Boję się tego, wiesz? Cholernie się boję. Tego, by nie zrobić nic, co by wróciło mi niepokój ducha, poczucie pustki. I tego, by nie robić nic.

 

Chodzisz po nieboskłonie swoich myśli zawsze, gdy światło księżyca wyłania się zza horyzontu. Próbujesz zabić w sobie chłód i pustkę mimo, że wokół Ciebie wirują setki ciepłych ogników. Niby na jawie przeżywasz kolejne ruchy małej wskazówki zegara. Tak naprawdę śpisz na stojąco, stoisz ze snem w oczach. Uśmiechasz się, bo tak Ci kazano. Patrzysz rano w lustro i pytasz się, czy to Ty, czy tylko hologram, a Twoje prawdziwe Ja siedzi dziesiątki, setki, tysiące kilometrów stąd, w bujanym fotelu i czyta Kierkegaarda. Wieczorem wypełniasz swój kubek przeźroczystym żalem. A rano niedelikatnie tego żałujesz.

Czego Ci trzeba?

Spokoju. Masz go w sobie choć potrzebujesz go znaleźć. Wiem, że sam przyjdzie do Ciebie, o czasie...

Wiary. Boisz się przyznać, że dalej ją masz. Mimo tego, iż Życie zapala same czerwone światła, a inne gasi.

Masz to wszystko, o czym nie pamiętasz. Po prostu poszukaj. Pod powiekami, w uśmiechniętej, nie narzucającej się twarzy, w morskiej bryzie.

 

W radiu wybiła czwarta. Rytmiczne pikanie sygnału i fakt, że świt zaczął rodzić się za oknem uświadomiło mi jak dawno minęła północ, moment, gdy wyjęłam klucz z zamka. Stoję przy otwartym oknie klatki schodowej, rękę opieram o framugę, o rękę opieram głowę. Patrzę na to, co się dzieje na dole. Właściwie na to, co się nie dzieje. Nic się nie rusza, nie ma wiatru, nawet koty poszły już najwyraźniej spać.

Jest chłodno. Może dziesięć, może dwanaście stopni na zewnątrz. Ale mi nie jest zimno. Wprost przeciwnie, chcę się wychłodzić, oddać nadmiar ciepła otoczeniu po to, aby móc przyjemnie, z lekkim chłodem skóry zasnąć. Już niedługo. Poza tym chcę uspokoić serce, bijące wciąż nadnaturalnie szybko.

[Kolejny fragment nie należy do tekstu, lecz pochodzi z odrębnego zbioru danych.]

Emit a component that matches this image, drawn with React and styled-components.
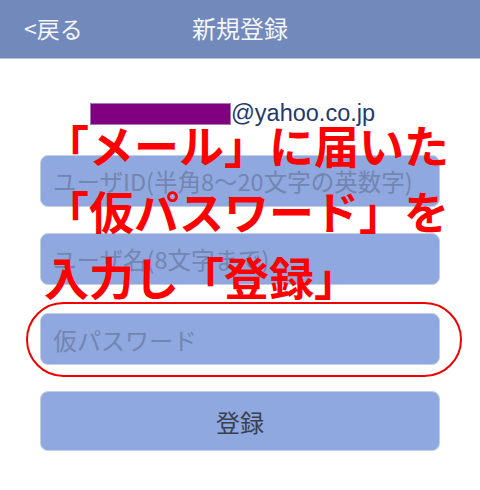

Nie widzę Cię, jesteś za mną. Nie wiem czy patrzysz na mnie, czy tak jak ja, na niebieskawe niebo i zanikające na nim gwiazdy. A może na dach budynku naprzeciwko?

 

Nie chcę, nie umiem, nie lubię, nie udaje mi się, nie mam, nie powinnam, boję się, nie zrobię, nie poproszę.
Pragnę, marzę, uwielbiam, lubię, chcę, umiem, zależy mi, bardzo, znajduję.
Gdzie jesteś?

 

Dopisek 7.07.2005.

Czasem trzeba.
Czasem...
Czasem człowiek musi naładować akumulatory takim wyjazdem. Nawet relatywnie krótkim.
Czasem założy krótką spódnicę i starą bluzkę, pamiętającą zeszły wiek, bo w tym mu dobrze psychicznie.
Czasem może wieczorem zmienić się w takiego, jakim był dawniej.
Czasem potrzebuje pomilczeć.
Czasem potrzebuje coś powiedzieć.
Czasem potrzeba jodu w powietrzu.
Czasem nawet informatyk ma urlop.
Czasem warto uciec.
Warto, wiesz?

A więc nie mówię żegnam, mówię tylko do zobaczenia. I tyle.